En su cruzada por abrir puertas para que la mujer ingrese al mundo de las decisiones, Martina Barros apeló a la libertad como “... la única solución de ese problema social.” Esa libertad debe ser la misma que tiene el hombre en el uso de sus facultades, enfatizando la posibilidad del cultivo intelectual, cuyos frutos serán complementarios a los del hombre porque la mujer posee facultades que “...el hombre espontáneamente no posee”. De allí su defensa al acceso de la mujer a la educación superior.

El feminismo que defiende Martina Barros no aspira al otorgamiento de derechos políticos para la mujer, representando con ello a la mayoría de las feministas de su época, incluso a las francesas más combativas, como Eugénie Niboyet, Jeanne Deroin y Marie Deraismes, o liberales como George Sand. Tan solo se rebela contra las razones que se esgrimen para mantenerlas al margen de la participación:  “Si se pretende negarle esos derechos porque se la cree incapaz de ejercerlos... detrás de ese pretexto hiriente ella verá la injusticia y la inconsecuencia... de los que le reconocen las aptitudes necesarias para elegir un esposo que va a representarla y dirigirla durante su vida entera, y le niegan esas mismas aptitudes para una elección harto menos grave y trascendental.” Y concluye que la sociedad teme a la mujer justamente por el poder que ejerce. “Lo que se teme es ver a la generalidad de los hombres y a la mujer apoyando ideas que les son antipáticas, pero a cuya merced las han abandonado.”

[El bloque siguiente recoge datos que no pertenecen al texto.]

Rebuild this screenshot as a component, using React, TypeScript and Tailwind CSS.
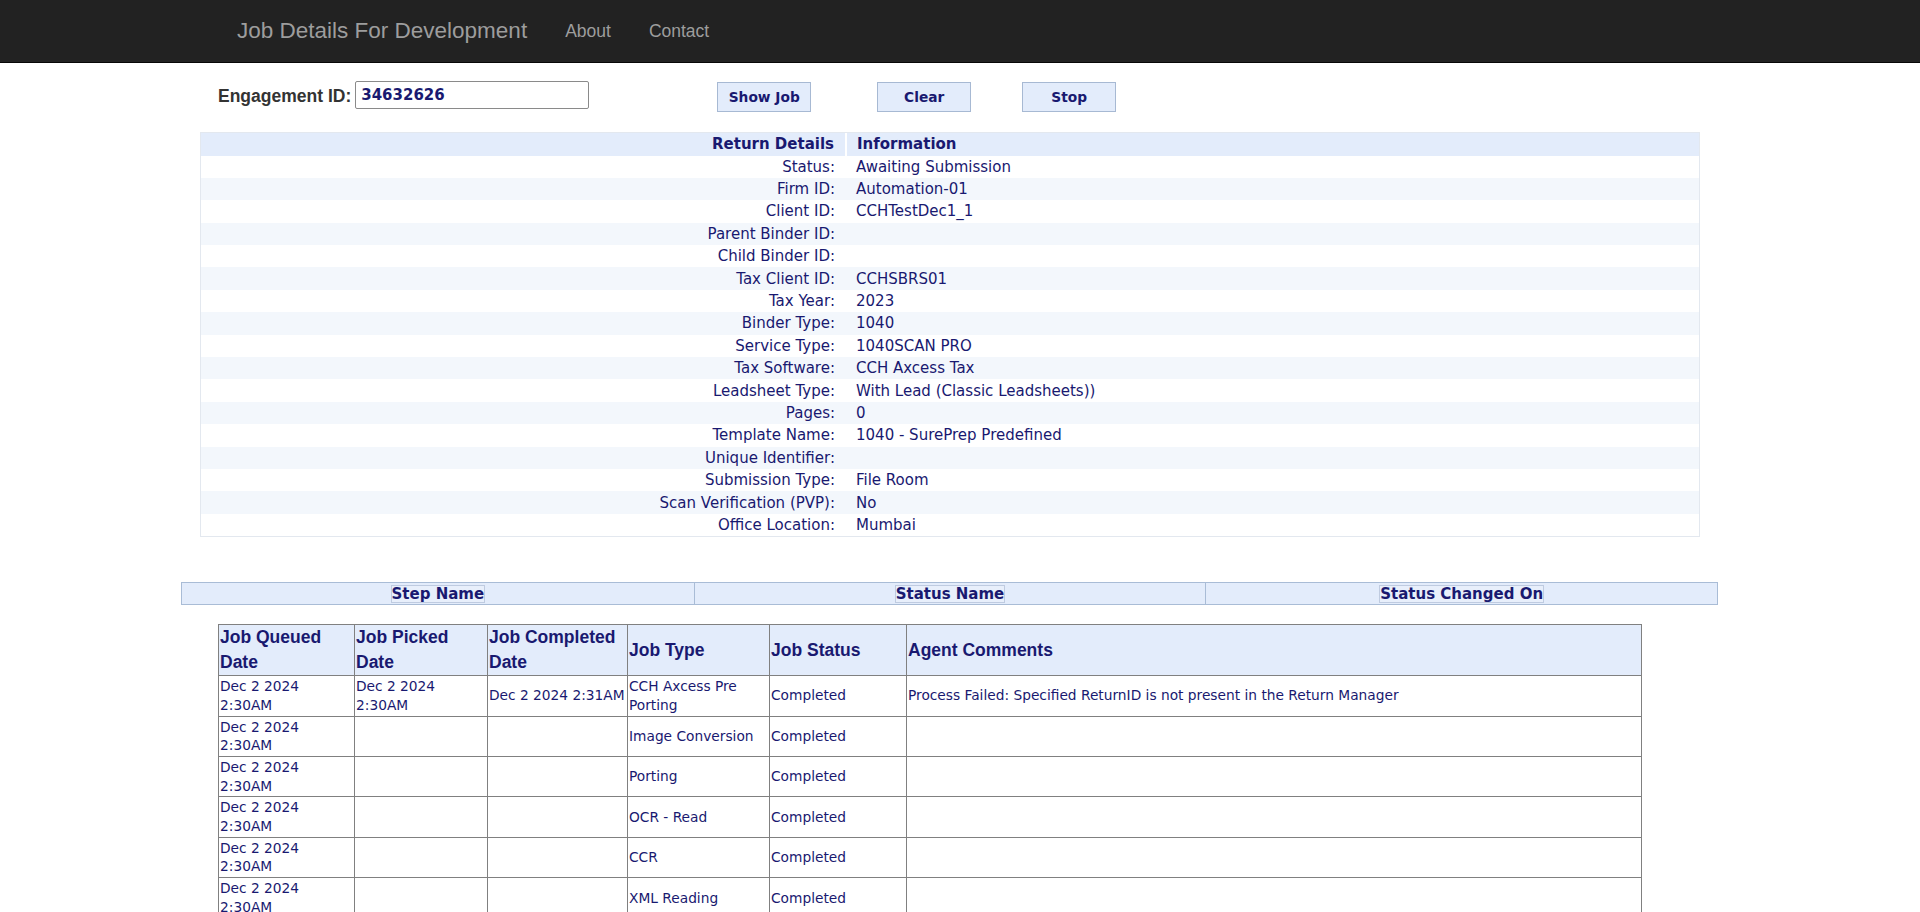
import { useState } from 'react';

type DetailRow = { label: string; value: string };

const details: DetailRow[] = [
  { label: 'Status:', value: 'Awaiting Submission' },
  { label: 'Firm ID:', value: 'Automation-01' },
  { label: 'Client ID:', value: 'CCHTestDec1_1' },
  { label: 'Parent Binder ID:', value: '' },
  { label: 'Child Binder ID:', value: '' },
  { label: 'Tax Client ID:', value: 'CCHSBRS01' },
  { label: 'Tax Year:', value: '2023' },
  { label: 'Binder Type:', value: '1040' },
  { label: 'Service Type:', value: '1040SCAN PRO' },
  { label: 'Tax Software:', value: 'CCH Axcess Tax' },
  { label: 'Leadsheet Type:', value: 'With Lead (Classic Leadsheets))' },
  { label: 'Pages:', value: '0' },
  { label: 'Template Name:', value: '1040 - SurePrep Predefined' },
  { label: 'Unique Identifier:', value: '' },
  { label: 'Submission Type:', value: 'File Room' },
  { label: 'Scan Verification (PVP):', value: 'No' },
  { label: 'Office Location:', value: 'Mumbai' },
];

type JobRow = {
  queued: string;
  picked: string;
  completed: string;
  type: string;
  status: string;
  comments: string;
};

const jobs: JobRow[] = [
  {
    queued: 'Dec 2 2024 2:30AM',
    picked: 'Dec 2 2024 2:30AM',
    completed: 'Dec 2 2024 2:31AM',
    type: 'CCH Axcess Pre Porting',
    status: 'Completed',
    comments: 'Process Failed: Specified ReturnID is not present in the Return Manager',
  },
  { queued: 'Dec 2 2024 2:30AM', picked: '', completed: '', type: 'Image Conversion', status: 'Completed', comments: '' },
  { queued: 'Dec 2 2024 2:30AM', picked: '', completed: '', type: 'Porting', status: 'Completed', comments: '' },
  { queued: 'Dec 2 2024 2:30AM', picked: '', completed: '', type: 'OCR - Read', status: 'Completed', comments: '' },
  { queued: 'Dec 2 2024 2:30AM', picked: '', completed: '', type: 'CCR', status: 'Completed', comments: '' },
  { queued: 'Dec 2 2024 2:30AM', picked: '', completed: '', type: 'XML Reading', status: 'Completed', comments: '' },
  { queued: 'Dec 2 2024 2:30AM', picked: '', completed: '', type: 'Bookmarking', status: 'Completed', comments: '' },
  { queued: 'Dec 2 2024 2:30AM', picked: '', completed: '', type: 'Verification', status: 'Completed', comments: '' },
];

const verdana = "font-['DejaVu_Sans',Verdana,sans-serif]";
const arial = "font-['Liberation_Sans',Arial,sans-serif]";

export default function App() {
  const [engagementId, setEngagementId] = useState('34632626');

  return (
    <div className="min-h-screen bg-white">
      <nav className={`flex h-[63px] items-center border-b border-[#080808] bg-[#222] ${arial}`}>
        <span className="ml-[237px] text-[22.5px] text-[#9d9d9d]">Job Details For Development</span>
        <span className="ml-[38px] text-[17.5px] text-[#9d9d9d]">About</span>
        <span className="ml-[38px] text-[17.5px] text-[#9d9d9d]">Contact</span>
      </nav>

      <div className="ml-[218px] mt-[18px] flex h-[31px] items-start">
        <label className={`mt-[1px] text-[17.5px] font-bold leading-[28px] text-[#333] ${arial}`}>
          Engagement ID:
        </label>
        <input
          value={engagementId}
          onChange={(e) => setEngagementId(e.target.value)}
          className={`ml-[4px] h-[28px] w-[234px] rounded-[2px] border border-[#8a8a8a] px-[5px] text-[15px] font-bold text-[#191970] outline-none ${verdana}`}
        />
        <ActionButton label="Show Job" className="ml-[128px]" />
        <ActionButton label="Clear" className="ml-[66px]" />
        <ActionButton label="Stop" className="ml-[51px]" />
      </div>

      <div className={`ml-[200px] mt-[20px] w-[1500px] border border-[#e3e8ef] ${verdana}`}>
        <table className="w-full border-collapse text-[15px] text-[#191970]">
          <thead>
            <tr className="h-[22px] bg-[#e3ecfb]">
              <th className="w-[645px] pr-[11px] text-right font-bold">Return Details</th>
              <th className="border-l-2 border-white pl-[10px] text-left font-bold">Information</th>
            </tr>
          </thead>
          <tbody>
            {details.map((row, i) => (
              <tr key={row.label} className={`h-[22.4px] ${i % 2 === 1 ? 'bg-[#f3f7fc]' : 'bg-white'}`}>
                <td className="pr-[11px] text-right leading-[18px]">{row.label}</td>
                <td className="pl-[10px] leading-[18px]">{row.value}</td>
              </tr>
            ))}
          </tbody>
        </table>
      </div>

      <div
        className={`ml-[181px] mt-[45px] grid h-[23px] w-[1537px] grid-cols-3 border border-[#a9bcd6] bg-[#e3ecfb] text-[15px] font-bold text-[#191970] ${verdana}`}
      >
        {['Step Name', 'Status Name', 'Status Changed On'].map((h, i) => (
          <div key={h} className={`flex items-center justify-center ${i > 0 ? 'border-l border-[#a9bcd6]' : ''}`}>
            <span className="border border-[#bfcbe0] bg-[#e8effb] leading-[16px]">{h}</span>
          </div>
        ))}
      </div>

      <table className="ml-[218px] mt-[19px] mb-10 w-[1424px] table-fixed border-collapse text-[#191970]">
        <colgroup>
          <col className="w-[136px]" />
          <col className="w-[133px]" />
          <col className="w-[140px]" />
          <col className="w-[142px]" />
          <col className="w-[137px]" />
          <col />
        </colgroup>
        <thead>
          <tr className={`bg-[#e3ecfb] text-left text-[17.5px] font-bold leading-[25px] ${arial}`}>
            {['Job Queued Date', 'Job Picked Date', 'Job Completed Date', 'Job Type', 'Job Status', 'Agent Comments'].map((h) => (
              <th key={h} className="border border-[#808080] px-px py-0 align-middle font-bold">
                {h}
              </th>
            ))}
          </tr>
        </thead>
        <tbody className={`text-[13.75px] leading-[18.7px] ${verdana}`}>
          {jobs.map((job, i) => (
            <tr key={i}>
              <td className="border border-[#808080] px-px py-px align-middle">{job.queued}</td>
              <td className="border border-[#808080] px-px py-px align-middle">{job.picked}</td>
              <td className="whitespace-nowrap border border-[#808080] px-px py-px align-middle">{job.completed}</td>
              <td className="border border-[#808080] px-px py-px align-middle">{job.type}</td>
              <td className="border border-[#808080] px-px py-px align-middle">{job.status}</td>
              <td className="border border-[#808080] px-px py-px align-middle">{job.comments}</td>
            </tr>
          ))}
        </tbody>
      </table>
    </div>
  );
}

function ActionButton({ label, className }: { label: string; className: string }) {
  return (
    <button
      className={`mt-[1px] h-[30px] w-[94px] border border-[#a7b9d3] bg-[#e3ecfb] text-[13.75px] font-bold text-[#191970] ${verdana} ${className}`}
    >
      {label}
    </button>
  );
}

A pesar que el feminismo de hace un siglo atrás no adopta estrategias de combate que aparezcan atentatorias contra el mundo de influencias masculino, ni que pretenda la igualdad de derechos políticos, hay un elemento fundamental que Martina Barros hace evidente. Independiente de la pasión o la beligerancia con que el feminismo reivindica sus causas, toda lucha de la mujer por ocupar espacios que parezcan amenazar su apego a los roles femeninos tradicionales ha sido vista históricamente con alarma y desconfianza. Sin embargo, no parecen ser la mayoría de las mujeres quienes quisieran abandonar esos roles.  El temor a un cambio en la inserción femenina en la sociedad indica, en beneficio de los logros feministas, un reconocimiento de su situación de poder. Un poder distinto, pero poder al fin. Negociar con la sociedad civil desde una posición consciente de los logros que se quieren alcanzar, sin por ello desdeñar los roles que incluso la mujer más feminista tiende a asumir como propios, pondría sus reivindicaciones en lugares de mayor legitimidad y menor recelo.

** Artículo publicado en El Mercurio el 09/07/2000.